2021/10/07 日本工業経済新聞(栃木版)

 栃木、茨城、群馬、埼玉4県の6市町は6日、埼玉県加須市の大利根河川防災ステーションで「渡良瀬遊水地の治水事業促進に関する要望書」を国土交通省利根川上流河川事務所の安達孝実所長に手渡した。栃木市の大川秀子市長が①遊水地掘削による貯留容量の増加と洪水調節機能の向上②遊水地に流入する河川の積極的な高水敷掘削と河道の樹木伐採による流下能力の確保③掘削土活用による堤防の強化-を連名で提出した。

 出席したのは大川市長をはじめ小山市の浅野正富市長、野木町の真瀬宏子町長、茨城県古河市の針谷力市長、群馬県板倉町の栗原実町長、埼玉県加須市の大橋良一市長の6人。利根川上流河川事務所は安達所長、阪本敦士、島田裕司の両副所長ら8人が応対した。

 大川市長は「2019年の東日本台風では、関東各県で何らかの被害が発生した。国は流域治水を提唱し、あらゆる関係者が協働による水害対策を講じる取り組みを開始した。国と地方自治体が連携しつつ、安全安心な生活基盤を確保したい」とあいさつ。

 安達所長は「東日本台風の際は本川や本川に流入する各支川の水位が上昇し、大変な状況に追い込まれた。渡良瀬遊水地は多くの水を貯留し、首都圏の大規模水害を抑えた。
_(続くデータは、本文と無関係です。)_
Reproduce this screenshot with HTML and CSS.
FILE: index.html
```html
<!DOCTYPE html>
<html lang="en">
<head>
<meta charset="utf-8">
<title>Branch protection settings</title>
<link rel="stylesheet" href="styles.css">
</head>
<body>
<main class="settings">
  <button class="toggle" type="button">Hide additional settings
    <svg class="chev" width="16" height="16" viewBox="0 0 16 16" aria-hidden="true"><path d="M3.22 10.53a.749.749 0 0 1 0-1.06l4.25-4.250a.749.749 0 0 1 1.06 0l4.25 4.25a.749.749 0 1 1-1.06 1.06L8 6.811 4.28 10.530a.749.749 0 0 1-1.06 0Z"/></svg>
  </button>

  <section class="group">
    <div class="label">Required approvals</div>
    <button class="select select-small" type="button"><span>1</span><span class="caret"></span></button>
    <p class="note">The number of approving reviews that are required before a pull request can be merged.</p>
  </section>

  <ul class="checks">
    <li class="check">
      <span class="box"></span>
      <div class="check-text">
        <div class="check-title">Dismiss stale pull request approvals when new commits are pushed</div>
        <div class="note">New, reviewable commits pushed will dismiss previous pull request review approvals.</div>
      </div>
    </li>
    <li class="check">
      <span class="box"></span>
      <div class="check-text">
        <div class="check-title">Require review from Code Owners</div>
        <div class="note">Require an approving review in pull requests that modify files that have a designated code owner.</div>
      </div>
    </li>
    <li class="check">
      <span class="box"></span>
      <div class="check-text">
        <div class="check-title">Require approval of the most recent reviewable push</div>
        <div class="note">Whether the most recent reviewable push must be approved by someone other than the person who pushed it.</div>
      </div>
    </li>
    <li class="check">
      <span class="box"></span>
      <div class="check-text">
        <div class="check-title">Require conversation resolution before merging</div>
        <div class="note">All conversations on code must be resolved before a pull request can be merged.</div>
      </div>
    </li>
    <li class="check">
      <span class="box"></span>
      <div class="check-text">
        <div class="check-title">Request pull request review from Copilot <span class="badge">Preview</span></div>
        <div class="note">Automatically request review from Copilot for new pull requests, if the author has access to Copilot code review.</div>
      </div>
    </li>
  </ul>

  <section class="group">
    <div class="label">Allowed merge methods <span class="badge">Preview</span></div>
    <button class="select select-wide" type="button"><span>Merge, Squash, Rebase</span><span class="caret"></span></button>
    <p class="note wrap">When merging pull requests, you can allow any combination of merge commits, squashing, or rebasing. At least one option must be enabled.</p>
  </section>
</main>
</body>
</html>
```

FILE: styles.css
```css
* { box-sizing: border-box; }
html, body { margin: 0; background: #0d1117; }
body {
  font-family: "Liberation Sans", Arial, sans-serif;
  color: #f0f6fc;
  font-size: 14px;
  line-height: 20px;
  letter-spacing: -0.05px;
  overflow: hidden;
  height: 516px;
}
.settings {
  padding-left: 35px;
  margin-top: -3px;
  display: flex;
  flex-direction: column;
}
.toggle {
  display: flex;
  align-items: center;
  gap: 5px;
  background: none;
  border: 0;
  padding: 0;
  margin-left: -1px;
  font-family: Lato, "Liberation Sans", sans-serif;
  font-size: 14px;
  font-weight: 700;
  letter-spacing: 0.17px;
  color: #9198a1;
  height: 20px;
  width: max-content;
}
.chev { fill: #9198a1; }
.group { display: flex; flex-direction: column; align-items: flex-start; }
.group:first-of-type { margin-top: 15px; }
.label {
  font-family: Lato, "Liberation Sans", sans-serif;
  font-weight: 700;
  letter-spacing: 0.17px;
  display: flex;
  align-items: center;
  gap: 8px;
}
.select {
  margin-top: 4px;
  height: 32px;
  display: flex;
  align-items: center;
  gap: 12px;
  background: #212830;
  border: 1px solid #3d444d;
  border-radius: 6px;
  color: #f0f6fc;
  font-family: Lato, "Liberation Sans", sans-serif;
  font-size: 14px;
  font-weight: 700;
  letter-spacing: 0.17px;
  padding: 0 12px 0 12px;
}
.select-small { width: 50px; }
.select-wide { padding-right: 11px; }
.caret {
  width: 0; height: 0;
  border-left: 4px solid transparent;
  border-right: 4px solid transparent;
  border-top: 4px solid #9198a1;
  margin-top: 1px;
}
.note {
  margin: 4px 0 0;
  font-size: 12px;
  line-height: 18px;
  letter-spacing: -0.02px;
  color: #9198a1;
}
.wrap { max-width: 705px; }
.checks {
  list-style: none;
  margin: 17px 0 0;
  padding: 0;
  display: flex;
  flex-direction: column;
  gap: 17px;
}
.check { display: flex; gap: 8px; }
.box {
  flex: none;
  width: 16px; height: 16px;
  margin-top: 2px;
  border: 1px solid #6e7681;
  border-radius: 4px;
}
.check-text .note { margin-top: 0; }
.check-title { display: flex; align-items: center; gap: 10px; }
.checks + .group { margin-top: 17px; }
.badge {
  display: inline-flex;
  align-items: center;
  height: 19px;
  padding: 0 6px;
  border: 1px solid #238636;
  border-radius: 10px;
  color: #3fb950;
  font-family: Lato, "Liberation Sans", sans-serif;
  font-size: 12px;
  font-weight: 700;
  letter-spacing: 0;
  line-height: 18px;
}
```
あらゆる機会を通じ、流域治水の重要性を周知していきたい」と述べた。

 この後は利根川堤防跡のカスリーン台風決壊口跡(1947年9月16日午前零時20分発生)記念碑前に会場を移し、大川市長が渡良瀬遊水地に接する4市2町の総意を伝えた。東日本台風では総貯留容量の95%当たる1億6000万立方mを貯留した。

 利根川上流河川事務所はラムサール条約湿地登録の第2調節池湿地再生事業に取り組んでおり、掘削残土を首都圏氾濫区域堤防強化対策の堤防拡幅工事に活用中。思川(小山市)や巴波川(栃木市)は国土強靭化3カ年緊急対策で河道掘削や樹木伐採を実施した。
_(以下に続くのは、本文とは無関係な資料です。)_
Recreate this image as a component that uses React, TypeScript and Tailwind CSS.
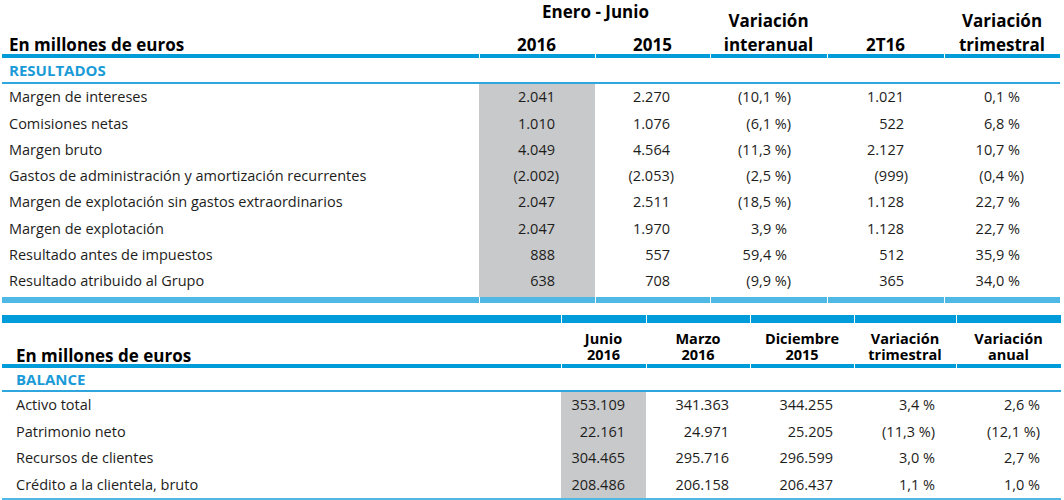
import React from "react"

const topCols = "grid grid-cols-[477px_116px_115px_117px_117px_116px]"
const botCols = "grid grid-cols-[559px_85px_104px_104px_102px_105px]"

const resultados = [
  ["Margen de intereses", "2.041", "2.270", "(10,1 %)", "1.021", "0,1 %"],
  ["Comisiones netas", "1.010", "1.076", "(6,1 %)", "522", "6,8 %"],
  ["Margen bruto", "4.049", "4.564", "(11,3 %)", "2.127", "10,7 %"],
  ["Gastos de administración y amortización recurrentes", "(2.002)", "(2.053)", "(2,5 %)", "(999)", "(0,4 %)"],
  ["Margen de explotación sin gastos extraordinarios", "2.047", "2.511", "(18,5 %)", "1.128", "22,7 %"],
  ["Margen de explotación", "2.047", "1.970", "3,9 %", "1.128", "22,7 %"],
  ["Resultado antes de impuestos", "888", "557", "59,4 %", "512", "35,9 %"],
  ["Resultado atribuido al Grupo", "638", "708", "(9,9 %)", "365", "34,0 %"],
]

const balance = [
  ["Activo total", "353.109", "341.363", "344.255", "3,4 %", "2,6 %"],
  ["Patrimonio neto", "22.161", "24.971", "25.205", "(11,3 %)", "(12,1 %)"],
  ["Recursos de clientes", "304.465", "295.716", "296.599", "3,0 %", "2,7 %"],
  ["Crédito a la clientela, bruto", "208.486", "206.158", "206.437", "1,1 %", "1,0 %"],
]

const balanceHeads = [
  "Junio\n2016",
  "Marzo\n2016",
  "Diciembre\n2015",
  "Variación\ntrimestral",
  "Variación\nanual",
]

// segmented rule: white 1px slivers at the column joins
function Rule({ cols, className }: { cols: string; className: string }) {
  return (
    <div className={cols}>
      {[0, 1, 2, 3, 4, 5].map((i) => (
        <div key={i} className={`${className} ${i > 0 ? "border-l border-white" : ""}`} />
      ))}
    </div>
  )
}

export default function App() {
  return (
    <div className="w-[1064px] h-[500px] overflow-hidden bg-white font-['Open_Sans',sans-serif] text-[#1d1d1b]">
      <div className="ml-[2px] w-[1058px]">
        {/* header */}
        <div className={`${topCols} grid-rows-[24px_30px] h-[54px] font-bold text-[17px] text-black`}>
          <div className="row-span-2 self-end pl-[7px] leading-[24px] -mb-[3px]">En millones de euros</div>
          <div className="col-span-2 text-center leading-[24px] pl-[2px]">Enero - Junio</div>
          <div className="col-start-4 row-start-1 row-span-2 self-end text-center leading-[24px] -mb-[3px] whitespace-pre-line">
            {"Variación\ninteranual"}
          </div>
          <div className="col-start-5 row-start-1 row-span-2 self-end text-right pr-[39px] leading-[24px] -mb-[3px]">2T16</div>
          <div className="col-start-6 row-start-1 row-span-2 self-end text-center leading-[24px] -mb-[3px] whitespace-pre-line">
            {"Variación\ntrimestral"}
          </div>
          <div className="col-start-2 row-start-2 self-end text-right pr-[39px] leading-[24px] -mb-[3px]">2016</div>
          <div className="col-start-3 row-start-2 self-end text-right pr-[38px] leading-[24px] -mb-[3px]">2015</div>
        </div>
        <Rule cols={topCols} className="h-[4px] bg-[#009bd9]" />
        <div className="h-[24px] flex items-center pl-[7px] font-bold text-[15px] text-[#1a9bd7]">RESULTADOS</div>
        <div className="h-[2px] bg-[#2fa6de]" />
        <div className="flex flex-col text-[14.5px]">
          {resultados.map((r) => (
            <div key={r[0]} className={`${topCols} h-[26.3px]`}>
              <div className="flex items-center pl-[7px]">{r[0]}</div>
              {r.slice(1).map((v, i) => (
                <div
                  key={i}
                  className={`flex items-center justify-end ${v.endsWith(")") ? "pr-[36px]" : "pr-[40px]"} ${i === 0 ? "bg-[#c8c9cb]" : ""}`}
                >
                  {v}
                </div>
              ))}
            </div>
          ))}
          <div className={`${topCols} h-[2.6px]`}>
            <div />
            <div className="bg-[#c8c9cb]" />
          </div>
        </div>
        <Rule cols={topCols} className="h-[6px] bg-[#50b8e5]" />
      </div>

      <div className="ml-[2px] mt-[12px] w-[1059px]">
        <Rule cols={botCols} className="h-[8px] bg-[#009bd9]" />
        <div className={`${botCols} h-[41px] font-bold text-[14.5px] leading-[16.5px] text-black`}>
          <div className="self-end pl-[14px] text-[17px] leading-[16px]">En millones de euros</div>
          {balanceHeads.map((h) => (
            <div key={h} className="self-end text-center whitespace-pre-line">
              {h}
            </div>
          ))}
        </div>
        <Rule cols={botCols} className="h-[4px] bg-[#009bd9]" />
        <div className="h-[22px] flex items-center pl-[14px] font-bold text-[15px] text-[#1a9bd7]">BALANCE</div>
        <div className="h-[2px] bg-[#2fa6de]" />
        <div className="flex flex-col text-[14.5px]">
          {balance.map((r) => (
            <div key={r[0]} className={`${botCols} h-[26.5px]`}>
              <div className="flex items-center pl-[14px]">{r[0]}</div>
              {r.slice(1).map((v, i) => (
                <div key={i} className={`flex items-center justify-end pr-[21px] ${i === 0 ? "bg-[#c8c9cb]" : ""}`}>
                  {v}
                </div>
              ))}
            </div>
          ))}
        </div>
        <div className="h-[2px] bg-[#50b8e5]" />
      </div>
    </div>
  )
}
 思川の水害対策では2021年度から右岸側で川西水防拠点(野木町)の整備に着手。堤防隣接地を盛り土し、河川防災ステーションの小型版を整備している。さらに巴波川は思川掘削土を堤防や天端の拡幅工事に活用。治水対策予算は積極的に確保すると回答した。

 渡良瀬遊水地は4県6市町にまたがる面積3300ha、総貯水容量は東京ドーム140杯分に相当する1億7000万立方mの国内最大規模。東日本台風の際は総貯水容量にあと一歩まで迫った。6市町の要望活動は20年8月18日に続いて2度目。